--- start ---

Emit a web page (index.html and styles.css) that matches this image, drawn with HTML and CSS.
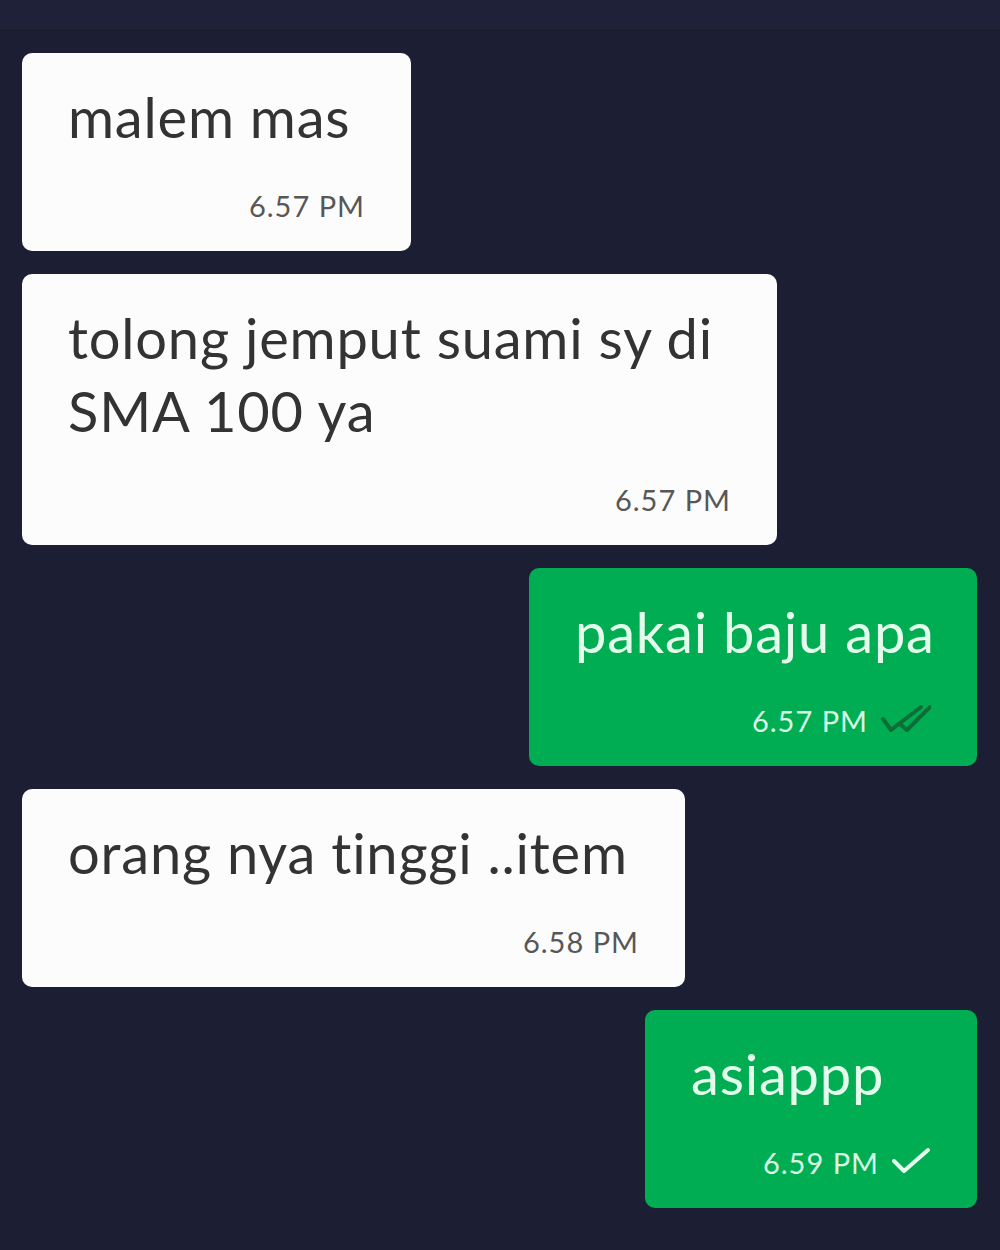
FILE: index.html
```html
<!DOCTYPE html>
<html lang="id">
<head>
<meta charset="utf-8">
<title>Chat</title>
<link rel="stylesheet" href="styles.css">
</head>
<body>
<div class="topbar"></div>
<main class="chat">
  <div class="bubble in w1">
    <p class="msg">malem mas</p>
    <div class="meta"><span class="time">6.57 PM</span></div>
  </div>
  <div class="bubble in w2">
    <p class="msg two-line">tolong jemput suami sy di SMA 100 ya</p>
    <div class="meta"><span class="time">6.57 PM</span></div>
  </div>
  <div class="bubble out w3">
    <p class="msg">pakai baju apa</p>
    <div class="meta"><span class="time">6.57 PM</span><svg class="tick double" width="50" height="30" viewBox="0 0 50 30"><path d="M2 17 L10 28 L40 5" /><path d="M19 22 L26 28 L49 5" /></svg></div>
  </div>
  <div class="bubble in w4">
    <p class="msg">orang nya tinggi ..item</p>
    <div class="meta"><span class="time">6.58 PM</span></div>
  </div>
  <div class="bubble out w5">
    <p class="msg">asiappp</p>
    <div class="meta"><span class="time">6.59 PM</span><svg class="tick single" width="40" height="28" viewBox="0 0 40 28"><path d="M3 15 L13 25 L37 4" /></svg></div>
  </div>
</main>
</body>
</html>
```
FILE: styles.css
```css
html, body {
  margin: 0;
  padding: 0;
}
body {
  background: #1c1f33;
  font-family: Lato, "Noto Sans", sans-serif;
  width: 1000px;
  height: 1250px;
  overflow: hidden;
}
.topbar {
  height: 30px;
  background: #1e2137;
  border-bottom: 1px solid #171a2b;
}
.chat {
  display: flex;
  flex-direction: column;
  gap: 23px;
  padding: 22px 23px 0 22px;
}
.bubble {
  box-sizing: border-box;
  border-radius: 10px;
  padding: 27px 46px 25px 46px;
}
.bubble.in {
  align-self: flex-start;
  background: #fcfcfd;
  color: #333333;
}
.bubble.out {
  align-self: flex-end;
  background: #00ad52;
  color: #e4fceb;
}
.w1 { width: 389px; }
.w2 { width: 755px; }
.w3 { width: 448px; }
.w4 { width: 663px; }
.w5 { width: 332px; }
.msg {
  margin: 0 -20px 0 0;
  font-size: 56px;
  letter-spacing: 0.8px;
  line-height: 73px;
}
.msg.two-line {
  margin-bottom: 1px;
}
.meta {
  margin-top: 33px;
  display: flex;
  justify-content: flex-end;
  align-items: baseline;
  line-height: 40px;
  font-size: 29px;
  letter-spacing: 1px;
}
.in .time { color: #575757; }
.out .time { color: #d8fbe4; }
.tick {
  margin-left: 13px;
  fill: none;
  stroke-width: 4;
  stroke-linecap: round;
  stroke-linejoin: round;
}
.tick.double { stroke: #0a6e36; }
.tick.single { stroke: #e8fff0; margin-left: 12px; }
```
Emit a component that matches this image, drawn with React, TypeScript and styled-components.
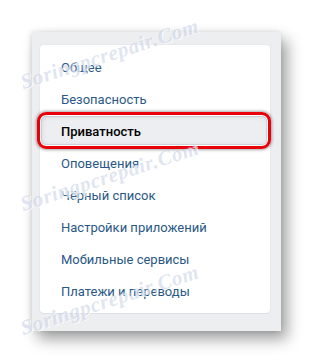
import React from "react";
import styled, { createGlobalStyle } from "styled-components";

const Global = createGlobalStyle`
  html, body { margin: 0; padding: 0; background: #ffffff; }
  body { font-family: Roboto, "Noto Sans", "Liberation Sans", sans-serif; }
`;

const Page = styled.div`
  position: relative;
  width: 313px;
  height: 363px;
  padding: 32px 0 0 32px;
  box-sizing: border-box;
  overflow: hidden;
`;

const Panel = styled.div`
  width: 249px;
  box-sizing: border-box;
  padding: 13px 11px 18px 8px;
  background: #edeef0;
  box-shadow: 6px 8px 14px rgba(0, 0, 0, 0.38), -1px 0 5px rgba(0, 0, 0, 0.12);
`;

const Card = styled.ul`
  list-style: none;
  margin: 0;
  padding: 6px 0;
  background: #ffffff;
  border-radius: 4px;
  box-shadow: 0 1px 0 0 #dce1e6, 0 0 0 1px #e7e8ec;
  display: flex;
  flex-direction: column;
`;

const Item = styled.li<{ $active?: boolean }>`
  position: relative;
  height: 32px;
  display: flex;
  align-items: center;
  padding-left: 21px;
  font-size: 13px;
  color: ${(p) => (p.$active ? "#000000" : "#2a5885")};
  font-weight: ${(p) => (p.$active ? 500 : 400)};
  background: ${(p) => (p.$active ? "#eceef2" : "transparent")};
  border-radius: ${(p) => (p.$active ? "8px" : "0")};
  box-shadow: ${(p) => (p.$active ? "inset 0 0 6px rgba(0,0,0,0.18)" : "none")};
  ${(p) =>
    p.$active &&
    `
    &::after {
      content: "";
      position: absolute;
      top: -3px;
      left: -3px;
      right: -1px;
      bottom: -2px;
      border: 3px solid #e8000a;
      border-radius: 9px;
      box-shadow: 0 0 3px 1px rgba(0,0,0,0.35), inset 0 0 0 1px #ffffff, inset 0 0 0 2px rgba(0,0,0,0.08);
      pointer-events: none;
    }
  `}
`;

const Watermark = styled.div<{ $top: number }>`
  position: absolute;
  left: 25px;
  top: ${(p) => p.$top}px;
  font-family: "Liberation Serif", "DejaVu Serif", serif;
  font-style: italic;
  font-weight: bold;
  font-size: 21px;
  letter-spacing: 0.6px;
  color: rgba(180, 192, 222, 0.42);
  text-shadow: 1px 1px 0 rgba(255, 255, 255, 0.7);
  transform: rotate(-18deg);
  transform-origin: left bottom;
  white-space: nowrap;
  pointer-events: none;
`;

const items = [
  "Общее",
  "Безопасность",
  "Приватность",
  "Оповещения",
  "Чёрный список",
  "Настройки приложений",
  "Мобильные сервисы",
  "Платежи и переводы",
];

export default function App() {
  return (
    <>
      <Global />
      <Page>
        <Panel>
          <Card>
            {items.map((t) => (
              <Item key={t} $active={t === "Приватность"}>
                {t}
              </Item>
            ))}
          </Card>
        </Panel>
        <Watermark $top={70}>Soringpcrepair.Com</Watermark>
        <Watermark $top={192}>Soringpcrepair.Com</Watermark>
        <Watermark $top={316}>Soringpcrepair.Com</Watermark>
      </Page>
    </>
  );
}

--- end ---

* **What you have to do**
Without the pictures, extract every entry verbatim.

* **Task answer**
Emit a web page (index.html and styles.css) that matches this image, drawn with HTML and CSS.
FILE: index.html
```html
<!DOCTYPE html>
<html lang="id">
<head>
<meta charset="utf-8">
<title>Chat</title>
<link rel="stylesheet" href="styles.css">
</head>
<body>
<div class="topbar"></div>
<main class="chat">
  <div class="bubble in w1">
    <p class="msg">malem mas</p>
    <div class="meta"><span class="time">6.57 PM</span></div>
  </div>
  <div class="bubble in w2">
    <p class="msg two-line">tolong jemput suami sy di SMA 100 ya</p>
    <div class="meta"><span class="time">6.57 PM</span></div>
  </div>
  <div class="bubble out w3">
    <p class="msg">pakai baju apa</p>
    <div class="meta"><span class="time">6.57 PM</span><svg class="tick double" width="50" height="30" viewBox="0 0 50 30"><path d="M2 17 L10 28 L40 5" /><path d="M19 22 L26 28 L49 5" /></svg></div>
  </div>
  <div class="bubble in w4">
    <p class="msg">orang nya tinggi ..item</p>
    <div class="meta"><span class="time">6.58 PM</span></div>
  </div>
  <div class="bubble out w5">
    <p class="msg">asiappp</p>
    <div class="meta"><span class="time">6.59 PM</span><svg class="tick single" width="40" height="28" viewBox="0 0 40 28"><path d="M3 15 L13 25 L37 4" /></svg></div>
  </div>
</main>
</body>
</html>
```
FILE: styles.css
```css
html, body {
  margin: 0;
  padding: 0;
}
body {
  background: #1c1f33;
  font-family: Lato, "Noto Sans", sans-serif;
  width: 1000px;
  height: 1250px;
  overflow: hidden;
}
.topbar {
  height: 30px;
  background: #1e2137;
  border-bottom: 1px solid #171a2b;
}
.chat {
  display: flex;
  flex-direction: column;
  gap: 23px;
  padding: 22px 23px 0 22px;
}
.bubble {
  box-sizing: border-box;
  border-radius: 10px;
  padding: 27px 46px 25px 46px;
}
.bubble.in {
  align-self: flex-start;
  background: #fcfcfd;
  color: #333333;
}
.bubble.out {
  align-self: flex-end;
  background: #00ad52;
  color: #e4fceb;
}
.w1 { width: 389px; }
.w2 { width: 755px; }
.w3 { width: 448px; }
.w4 { width: 663px; }
.w5 { width: 332px; }
.msg {
  margin: 0 -20px 0 0;
  font-size: 56px;
  letter-spacing: 0.8px;
  line-height: 73px;
}
.msg.two-line {
  margin-bottom: 1px;
}
.meta {
  margin-top: 33px;
  display: flex;
  justify-content: flex-end;
  align-items: baseline;
  line-height: 40px;
  font-size: 29px;
  letter-spacing: 1px;
}
.in .time { color: #575757; }
.out .time { color: #d8fbe4; }
.tick {
  margin-left: 13px;
  fill: none;
  stroke-width: 4;
  stroke-linecap: round;
  stroke-linejoin: round;
}
.tick.double { stroke: #0a6e36; }
.tick.single { stroke: #e8fff0; margin-left: 12px; }
```
Emit a component that matches this image, drawn with React, TypeScript and styled-components.
import React from "react";
import styled, { createGlobalStyle } from "styled-components";

const Global = createGlobalStyle`
  html, body { margin: 0; padding: 0; background: #ffffff; }
  body { font-family: Roboto, "Noto Sans", "Liberation Sans", sans-serif; }
`;

const Page = styled.div`
  position: relative;
  width: 313px;
  height: 363px;
  padding: 32px 0 0 32px;
  box-sizing: border-box;
  overflow: hidden;
`;

const Panel = styled.div`
  width: 249px;
  box-sizing: border-box;
  padding: 13px 11px 18px 8px;
  background: #edeef0;
  box-shadow: 6px 8px 14px rgba(0, 0, 0, 0.38), -1px 0 5px rgba(0, 0, 0, 0.12);
`;

const Card = styled.ul`
  list-style: none;
  margin: 0;
  padding: 6px 0;
  background: #ffffff;
  border-radius: 4px;
  box-shadow: 0 1px 0 0 #dce1e6, 0 0 0 1px #e7e8ec;
  display: flex;
  flex-direction: column;
`;

const Item = styled.li<{ $active?: boolean }>`
  position: relative;
  height: 32px;
  display: flex;
  align-items: center;
  padding-left: 21px;
  font-size: 13px;
  color: ${(p) => (p.$active ? "#000000" : "#2a5885")};
  font-weight: ${(p) => (p.$active ? 500 : 400)};
  background: ${(p) => (p.$active ? "#eceef2" : "transparent")};
  border-radius: ${(p) => (p.$active ? "8px" : "0")};
  box-shadow: ${(p) => (p.$active ? "inset 0 0 6px rgba(0,0,0,0.18)" : "none")};
  ${(p) =>
    p.$active &&
    `
    &::after {
      content: "";
      position: absolute;
      top: -3px;
      left: -3px;
      right: -1px;
      bottom: -2px;
      border: 3px solid #e8000a;
      border-radius: 9px;
      box-shadow: 0 0 3px 1px rgba(0,0,0,0.35), inset 0 0 0 1px #ffffff, inset 0 0 0 2px rgba(0,0,0,0.08);
      pointer-events: none;
    }
  `}
`;

const Watermark = styled.div<{ $top: number }>`
  position: absolute;
  left: 25px;
  top: ${(p) => p.$top}px;
  font-family: "Liberation Serif", "DejaVu Serif", serif;
  font-style: italic;
  font-weight: bold;
  font-size: 21px;
  letter-spacing: 0.6px;
  color: rgba(180, 192, 222, 0.42);
  text-shadow: 1px 1px 0 rgba(255, 255, 255, 0.7);
  transform: rotate(-18deg);
  transform-origin: left bottom;
  white-space: nowrap;
  pointer-events: none;
`;

const items = [
  "Общее",
  "Безопасность",
  "Приватность",
  "Оповещения",
  "Чёрный список",
  "Настройки приложений",
  "Мобильные сервисы",
  "Платежи и переводы",
];

export default function App() {
  return (
    <>
      <Global />
      <Page>
        <Panel>
          <Card>
            {items.map((t) => (
              <Item key={t} $active={t === "Приватность"}>
                {t}
              </Item>
            ))}
          </Card>
        </Panel>
        <Watermark $top={70}>Soringpcrepair.Com</Watermark>
        <Watermark $top={192}>Soringpcrepair.Com</Watermark>
        <Watermark $top={316}>Soringpcrepair.Com</Watermark>
      </Page>
    </>
  );
}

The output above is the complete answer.